For me as a sexaholic, the only healthy choice I make each day is to keep my relationship with God as I understand God in the center of my life. It is that healthy choice that gets my body to a meeting five days a week, that tells me to answer the phone and return calls, and that requires my daily contract for sobriety and reading our literature. When I choose not to make a healthy choice some days, I am rudely reminded that my addiction is as present and as threatening as ever. Since I do not want to return to the life of an active sexaholic, I find I must literally re-center my life that day. Half measures avail us nothing works its wonders again!

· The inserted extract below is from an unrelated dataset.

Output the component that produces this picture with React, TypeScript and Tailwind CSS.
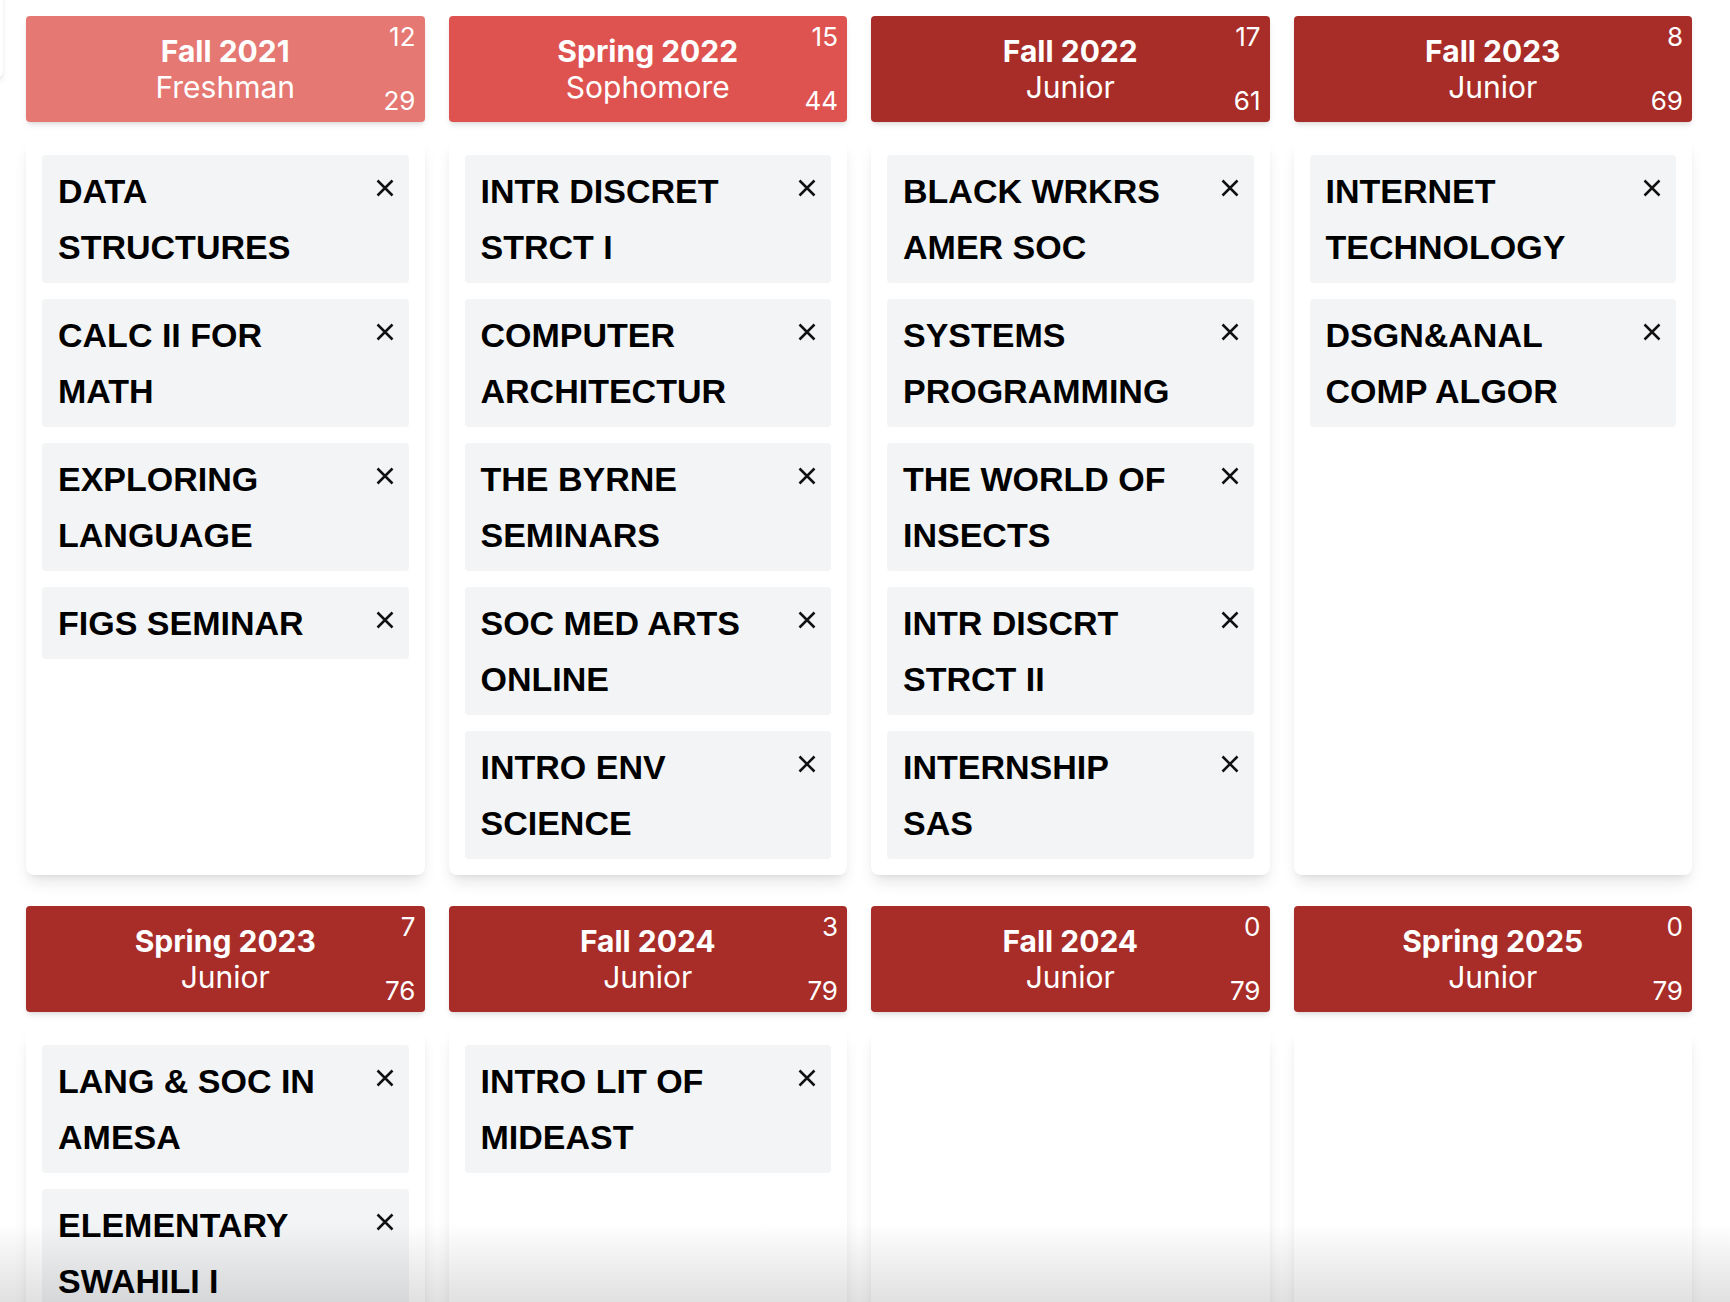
import React from "react";

type Sem = {
  title: string;
  level: string;
  top: number;
  bottom: number;
  color: string;
  courses: string[];
};

const sems: Sem[] = [
  { title: "Fall 2021", level: "Freshman", top: 12, bottom: 29, color: "bg-[#e57873]", courses: ["DATA STRUCTURES", "CALC II FOR MATH", "EXPLORING LANGUAGE", "FIGS SEMINAR"] },
  { title: "Spring 2022", level: "Sophomore", top: 15, bottom: 44, color: "bg-[#de5350]", courses: ["INTR DISCRET STRCT I", "COMPUTER ARCHITECTUR", "THE BYRNE SEMINARS", "SOC MED ARTS ONLINE", "INTRO ENV SCIENCE"] },
  { title: "Fall 2022", level: "Junior", top: 17, bottom: 61, color: "bg-[#a82d28]", courses: ["BLACK WRKRS AMER SOC", "SYSTEMS PROGRAMMING", "THE WORLD OF INSECTS", "INTR DISCRT STRCT II", "INTERNSHIP SAS"] },
  { title: "Fall 2023", level: "Junior", top: 8, bottom: 69, color: "bg-[#a82d28]", courses: ["INTERNET TECHNOLOGY", "DSGN&ANAL COMP ALGOR"] },
  { title: "Spring 2023", level: "Junior", top: 7, bottom: 76, color: "bg-[#a82d28]", courses: ["LANG & SOC IN AMESA", "ELEMENTARY SWAHILI I"] },
  { title: "Fall 2024", level: "Junior", top: 3, bottom: 79, color: "bg-[#a82d28]", courses: ["INTRO LIT OF MIDEAST"] },
  { title: "Fall 2024", level: "Junior", top: 0, bottom: 79, color: "bg-[#a82d28]", courses: [] },
  { title: "Spring 2025", level: "Junior", top: 0, bottom: 79, color: "bg-[#a82d28]", courses: [] },
];

function XIcon() {
  return (
    <svg width="18" height="18" viewBox="0 0 18 18" className="shrink-0 mt-[16px]">
      <path d="M1.5 1.5 L16.5 16.5 M16.5 1.5 L1.5 16.5" stroke="#111" strokeWidth="2.5" strokeLinecap="butt" />
    </svg>
  );
}

function Course({ name }: { name: string }) {
  return (
    <div className="flex items-start gap-4 bg-[#f3f4f6] rounded-[4px] pl-4 pr-[15px] py-2">
      <div className="flex-1 pr-[20px] text-[34px] leading-[56px] font-bold text-black font-['Liberation_Sans',Arial,sans-serif]">
        {name}
      </div>
      <XIcon />
    </div>
  );
}

function Semester({ s }: { s: Sem }) {
  return (
    <div className="flex flex-col gap-[17px]">
      <div className={`relative ${s.color} rounded-[4px] shadow-md py-[17px] text-white text-center font-['Inter',sans-serif]`}>
        <div className="text-[30px] leading-[36px] font-bold">{s.title}</div>
        <div className="text-[30px] leading-[36px] font-normal">{s.level}</div>
        <div className="absolute top-[5px] right-[9px] text-[26px] leading-[32px]">{s.top}</div>
        <div className="absolute bottom-[5px] right-[9px] text-[26px] leading-[32px]">{s.bottom}</div>
      </div>
      <div className="flex-1 bg-white rounded-lg shadow-lg p-4 flex flex-col gap-4">
        {s.courses.map((c, i) => (
          <Course key={i} name={c} />
        ))}
      </div>
    </div>
  );
}

export default function App() {
  return (
    <div className="relative w-[1730px] h-[1302px] overflow-hidden bg-white">
      <div className="absolute left-[-100px] top-[-10px] w-[103px] h-[88px] bg-white rounded-md shadow-md" />
      <div className="pl-[26px] pr-[38px] pt-[16px] grid grid-cols-4 gap-x-[24px] gap-y-[31px]">
        {sems.map((s, i) => (
          <Semester key={i} s={s} />
        ))}
      </div>
      <div className="absolute left-0 right-0 bottom-0 h-[80px] pointer-events-none bg-gradient-to-b from-black/0 to-black/[0.12]" />
    </div>
  );
}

The personal reward for my healthy choice means coming to the end of another day with serenity and with no secrets. My healthy choice also means I have not betrayed my wife’s trust nor regressed into the self centeredness that dominated my life for decades. In a very literal sense, my healthy choice means another day when I could be happy, joyous and free from the bondage of self. Given that is where accepting no half measures leads me, I am grateful. And then tomorrow I get to make that healthy choice and be grateful again. It’s a wonderful new life, indeed.